U.S. manufacturing activity contracts for fourth straight month in January
U.S. manufacturing activity appeared to stabilize a bit in January, but a recovery is unlikely in the near term as factories grapple with a strong dollar and lower oil prices force energy firms to further cut spending.
Other data on Monday showed consumer spending was flat in December as households reduced their purchases of automobiles and unseasonably mild weather hurt heating demand. However, a jump in savings to a three-year high suggested consumption could rebound in the months ahead.

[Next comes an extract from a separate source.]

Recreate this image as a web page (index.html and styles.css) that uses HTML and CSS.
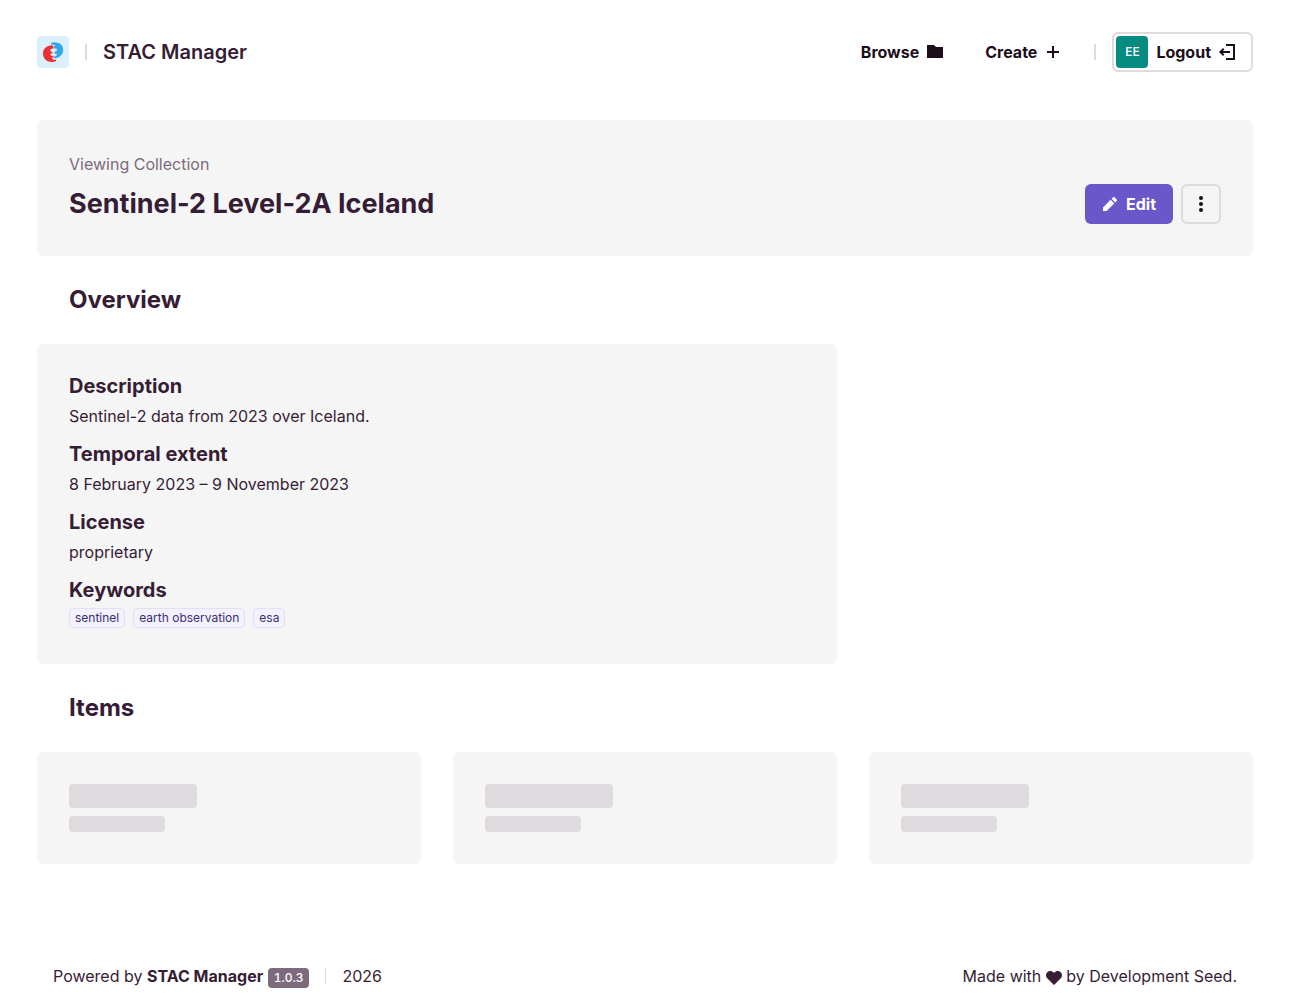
FILE: index.html
```html
<!DOCTYPE html>
<html lang="en">
<head>
  <meta charset="UTF-8">
  <meta name="viewport" content="width=device-width, initial-scale=1.0">
  <title>Sentinel-2 Level-2A Iceland | STAC Manager</title>
  <link rel="stylesheet" href="styles.css">
</head>
<body>
  <div class="page">
    <!-- Header -->
    <header class="page-header">
      <a href="#" class="brand">
        <svg class="logo" viewBox="0 0 32 32" aria-hidden="true">
          <rect width="32" height="32" rx="4" fill="#dbf0fb"/>
          <path fill="#2ea8ea" d="M14 7c2-1.300 8-1 10.500 2 3 4 1.500 9-1 11-2 1.600-4 2.300-6.500 2.300V20.500c2.200 0 3.500-1.200 2.500-2.800h-2v-2.200c2.600 0 3.400-2 1.500-3h-2v-2c2-.2 1.500-2-3-2z"/>
          <path fill="#eb2f36" d="M15 9.300c-5.500.2-9 3.700-9 8.200 0 5 4 8.500 9 8.500 1.500 0 3-.3 4-1v-1.200c-3 0-4.200-.8-3.700-2.300h1.200v-1.500c-2.300 0-3.500-.7-3-2.500h2v-1.500c-2.600-.4-3-2.500-.5-3.500h1.500v-1.500c0-1-.5-1.700-1.500-1.700z"/>
        </svg>
        <span class="divider"></span>
        <strong class="brand-name">STAC Manager</strong>
      </a>

      <nav class="main-nav">
        <div class="nav-links">
          <a href="#" class="button">
            Browse
            <svg class="icon" viewBox="0 0 16 16" aria-hidden="true"><path d="M0 1h7l2 2h7v11H0z"/></svg>
          </a>
          <a href="#" class="button">
            Create
            <svg class="icon" viewBox="0 0 16 16" aria-hidden="true"><path d="M7 2h2v5h5v2H9v5H7V9H2V7h5z"/></svg>
          </a>
        </div>
        <span class="divider"></span>
        <button type="button" class="button button-outline button-user">
          <span class="avatar">EE</span>
          Logout
          <svg class="icon" viewBox="0 0 16 16" aria-hidden="true"><path d="M7 0h9v16H7v-2h7V2H7zM4 4l1.400 1.400L3.800 7H11v2H3.800l1.600 1.600L4 12 0 8z"/></svg>
        </button>
      </nav>
    </header>

    <main>
      <!-- Collection title -->
      <div class="panel hero">
        <div>
          <p class="hero-label">Viewing Collection</p>
          <h1>Sentinel-2 Level-2A Iceland</h1>
        </div>
        <div class="hero-actions">
          <button type="button" class="button button-primary">
            <svg class="icon" viewBox="0 0 16 16" aria-hidden="true"><path d="M1 11.400V15h3.600l7.600-7.600-3.600-3.600zM9.600 2.800l1.500-1.500c.4-.4 1-.4 1.400 0l2.200 2.200c.4.4.4 1 0 1.400l-1.500 1.500z"/></svg>
            Edit
          </button>
          <button type="button" class="button button-outline button-icon" aria-label="More options">
            <svg class="icon" viewBox="0 0 16 16" aria-hidden="true"><circle cx="8" cy="2" r="2"/><circle cx="8" cy="8" r="2"/><circle cx="8" cy="14" r="2"/></svg>
          </button>
        </div>
      </div>

      <!-- Overview -->
      <section>
        <h2>Overview</h2>
        <div class="grid">
          <dl class="panel details">
            <div>
              <dt>Description</dt>
              <dd>Sentinel-2 data from 2023 over Iceland.</dd>
            </div>
            <div>
              <dt>Temporal extent</dt>
              <dd>8 February 2023 – 9 November 2023</dd>
            </div>
            <div>
              <dt>License</dt>
              <dd>proprietary</dd>
            </div>
            <div>
              <dt>Keywords</dt>
              <dd class="tags">
                <span class="tag">sentinel</span>
                <span class="tag">earth observation</span>
                <span class="tag">esa</span>
              </dd>
            </div>
          </dl>
        </div>
      </section>

      <!-- Items (loading) -->
      <section>
        <h2>Items</h2>
        <div class="grid">
          <div class="panel">
            <div class="skeleton skeleton-title"></div>
            <div class="skeleton skeleton-text"></div>
          </div>
          <div class="panel">
            <div class="skeleton skeleton-title"></div>
            <div class="skeleton skeleton-text"></div>
          </div>
          <div class="panel">
            <div class="skeleton skeleton-title"></div>
            <div class="skeleton skeleton-text"></div>
          </div>
        </div>
      </section>
    </main>

    <!-- Footer -->
    <footer class="page-footer">
      <div class="footer-info">
        <p>Powered by <strong>STAC Manager</strong> <span class="badge">1.0.3</span></p>
        <span class="divider divider-thin"></span>
        <p>2026</p>
      </div>
      <p>Made with <svg class="icon heart" viewBox="0 0 16 16" role="img" aria-label="love"><path d="M8 15 1.500 8.600C-.4 6.600-.4 3.800 1.300 2.200 3.100.500 6 .6 8 3c2-2.400 4.900-2.500 6.700-.8 1.700 1.600 1.700 4.400-.2 6.400z"/></svg> by <a href="#">Development Seed</a>.</p>
    </footer>
  </div>
</body>
</html>
```

FILE: styles.css
```css
/* General Styles */
* {
  box-sizing: border-box;
}

body {
  margin: 0;
  font-family: Inter, sans-serif;
  font-size: 16px;
  line-height: 24px;
  color: #361d36;
  background-color: #fff;
}

h1, h2, p, dl, dd {
  margin: 0;
}

a {
  color: inherit;
  text-decoration: none;
}

.page {
  display: flex;
  flex-direction: column;
  max-width: 1280px;
  min-height: 100vh;
  margin: 0 auto;
  padding: 0 32px;
}

.panel {
  padding: 32px;
  border-radius: 6px;
  background-color: #f5f5f5;
}

.grid {
  display: grid;
  grid-template-columns: repeat(3, 1fr);
  gap: 32px;
}

.divider {
  width: 2px;
  height: 16px;
  background-color: #dedadd;
}

.divider-thin {
  width: 1px;
}

.icon {
  width: 16px;
  height: 16px;
  flex-shrink: 0;
  fill: currentColor;
}

/* Buttons */
.button {
  display: inline-flex;
  align-items: center;
  gap: 8px;
  height: 40px;
  padding: 0 16px;
  border: 1px solid transparent;
  border-radius: 6px;
  font: inherit;
  font-weight: 700;
  color: #1b0e1b;
  background: none;
  cursor: pointer;
}

.button-primary {
  color: #fff;
  background-color: #6a58cb;
}

.button-outline {
  border: 2px solid #dedadd;
}

.button-icon {
  justify-content: center;
  width: 40px;
  padding: 0;
}

.button-user {
  padding-left: 2px;
}

.avatar {
  display: flex;
  align-items: center;
  justify-content: center;
  width: 32px;
  height: 32px;
  border-radius: 4px;
  font-size: 12px;
  font-weight: 500;
  color: #fff;
  background-color: #058b80;
}

/* Header */
.page-header {
  display: flex;
  align-items: center;
  justify-content: space-between;
  padding: 32px 0 48px;
}

.brand,
.main-nav {
  display: flex;
  align-items: center;
  gap: 16px;
}

.nav-links {
  display: flex;
  gap: 8px;
}

.logo {
  width: 32px;
  height: 32px;
}

.brand-name {
  font-size: 20px;
  font-weight: 600;
}

/* Collection title */
.hero {
  display: flex;
  align-items: flex-end;
  justify-content: space-between;
}

.hero-label {
  margin-bottom: 8px;
  color: #7d6b7d;
}

h1 {
  font-size: 27px;
  font-weight: 700;
  line-height: 40px;
}

.hero-actions {
  display: flex;
  gap: 8px;
}

h2 {
  padding: 32px;
  font-size: 24px;
  font-weight: 700;
  line-height: 24px;
}

/* Overview */
.details {
  display: flex;
  flex-direction: column;
  gap: 16px;
  grid-column: span 2;
}

dt {
  margin-bottom: 8px;
  font-size: 20px;
  font-weight: 700;
  line-height: 20px;
}

.tags {
  display: flex;
  gap: 8px;
  padding-bottom: 4px;
}

.tag {
  padding: 0 5px;
  border: 1px solid #e3dffa;
  border-radius: 4px;
  font-size: 12px;
  line-height: 18px;
  color: #3b2f75;
  background-color: #f3f1fc;
}

/* Loading placeholders */
.skeleton {
  border-radius: 4px;
  background-color: #dedadd;
}

.skeleton-title {
  width: 128px;
  height: 24px;
  margin-bottom: 8px;
}

.skeleton-text {
  width: 96px;
  height: 16px;
}

/* Footer */
.page-footer {
  display: flex;
  align-items: center;
  justify-content: space-between;
  margin-top: auto;
  padding: 32px 16px 16px;
}

.footer-info {
  display: flex;
  align-items: center;
  gap: 16px;
}

.badge {
  display: inline-block;
  padding: 0 6px;
  border-radius: 4px;
  font-size: 12px;
  font-weight: 500;
  font-variant-numeric: tabular-nums;
  line-height: 20px;
  vertical-align: bottom;
  color: #fff;
  background-color: #7d6b7d;
}

.heart {
  vertical-align: middle;
}
```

The Institute for Supply Management said its index of national factory activity increased 0.2 percentage point to a reading of 48.2 last month, the fourth straight month of contraction.
A reading below 50 indicates a contraction in manufacturing. However, the index remains above the 43.1 threshold which is associated with a recession.
The buoyant dollar has combined with tepid global demand to undermine U.S. exports. At the same time, businesses are working to reduce a huge pile of unsold merchandise clogging warehouses, which has left little scope to place new orders with factories. Manufacturing accounts for 12 percent of the economy.
In a separate report, the Commerce Department said consumer spending was unchanged in December after an upwardly revised 0.5 percent increase in November. Spending on long-lasting manufactured goods such as autos dropped 0.9 percent. Purchases of nondurable goods also declined 0.9 percent.
Consumer spending, which accounts for more than two-thirds of U.S. economic activity, was previously reported to have increased 0.3 percent in November. Spending increased 3.4 percent in 2015 after advancing 4.2 percent in 2014.
That data was included in last Friday’s fourth-quarter gross domestic product report, which showed consumer spending growth slowed to a 2.2 percent annual rate from the third quarter’s brisk 3 percent pace.
Moderate consumer spending, weak export growth and the ongoing inventory bloat helped restrict economic growth to a 0.7 percent pace in the fourth quarter. More cutbacks in investment by energy firms struggling with lower oil prices also hurt GDP growth.